Singer Britney Spears attends the 29th Annual GLAAD Media Awards. (Photo by VALERIE MACON/AFP via Getty Images)
Making new friends, staining your kitchen cabinets, offering energy drinks to employees—these are all decisions that you’d expect any 39-year-old to be able to make for herself. Unless you’re Britney Spears. Documents obtained by the New York Times offer a glimpse into the messy, repressive world that the pop icon has lived in for 13 years, ever since she was placed under a court-ordered conservatorship controlled by her father, James Spears. They also show that she’s been quietly trying to get out of the arrangement for years.
In 2007, Britney Spears was in the throes of a severe mental health crisis, amplified by overwhelming media scrutiny, rumors of substance abuse, and a custody battle for her two sons. Her father petitioned for a temporary conservatorship the following year, and despite Britney’s opposition, a judge determined that her father would be best suited to oversee it, according to the Times. It granted him broad control of her life, and her finances. Conservatorships are a controversial tool that U.S. courts can impose in dire situations when someone is unable to look after themselves or attend to their most basic needs, typically in the cases of very elderly people or people with severe disabilities.On Wednesday, Spears will, for the first time, appear before a Los Angeles court and speak publicly about the conservatorship, which has controlled almost every aspect of her life for more than a decade. It’s not clear what she will say. Last November, her mother, Lynne Spears, took steps to remove her ex-husband from his position as conservator of Britney, citing his “toxic relationship” with her daughter. According to the Times, he’d once referred to his daughter as a “racehorse who has to be handled like one.”The other allegations made in the Times story are just as shocking: Her father is painted as a controlling man, prone to relapses of substance abuse, and outbursts of anger (including a physical altercation with her 13-year-old son, which resulted in a restraining order preventing him from seeing his grandchildren).

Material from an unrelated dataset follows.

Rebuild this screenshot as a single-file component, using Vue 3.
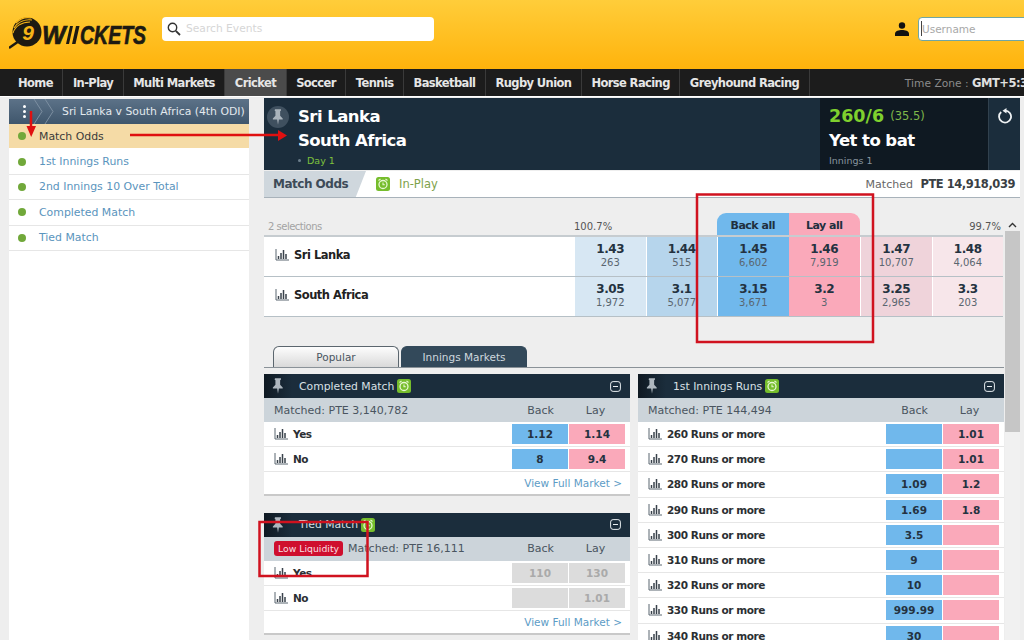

In a 2019 closed-door hearing, Spears stated that she had been forced into a mental health facility against her will, which she said was punishment because she’d stood up for herself during a rehearsal where she had been forced to perform while running a 104-degree fever, according to the Times. He imposed strict rules on tours, in one case banning all cast and crew from consuming alcohol or energy drinks.
Spears also wasn’t allowed to have control of her credit card, she asserted, and her father had told her she wasn’t allowed to repaint her kitchen cabinets, lest it cost too much money. She was given a weekly allowance of $2,000, while her father made twice that as his salary for being her conservator. The Times story noted that these disputes over spending and finances came as she was raking in millions of dollars from a residency in Las Vegas, of which her father received a cut. In documents from 2016, when Spears was attempting to have the conservatorship terminated, one investigator wrote “She is ‘sick of being taken advantage of’ and she said she is the one working and earning her money but everyone around her is on her payroll.” Despite his ample salary, Jamie Spears currently resides in an RV on the outskirts of the small Louisiana town he grew up in, which is parked by a warehouse full of boxes of memorabilia from Britney’s career. Even while Britney Spears was trying to free herself from her father’s control, she was dropping record-breaking albums, and going on worldwide tours. The fact that she had almost zero control of her life was not even known until 2019 when she posted a string of bizarre Instagrams. These sent alarm bells ringing among her devoted fans, who went on to form the basis of the #FreeBritney movement, which was featured in a recent New York Times documentary.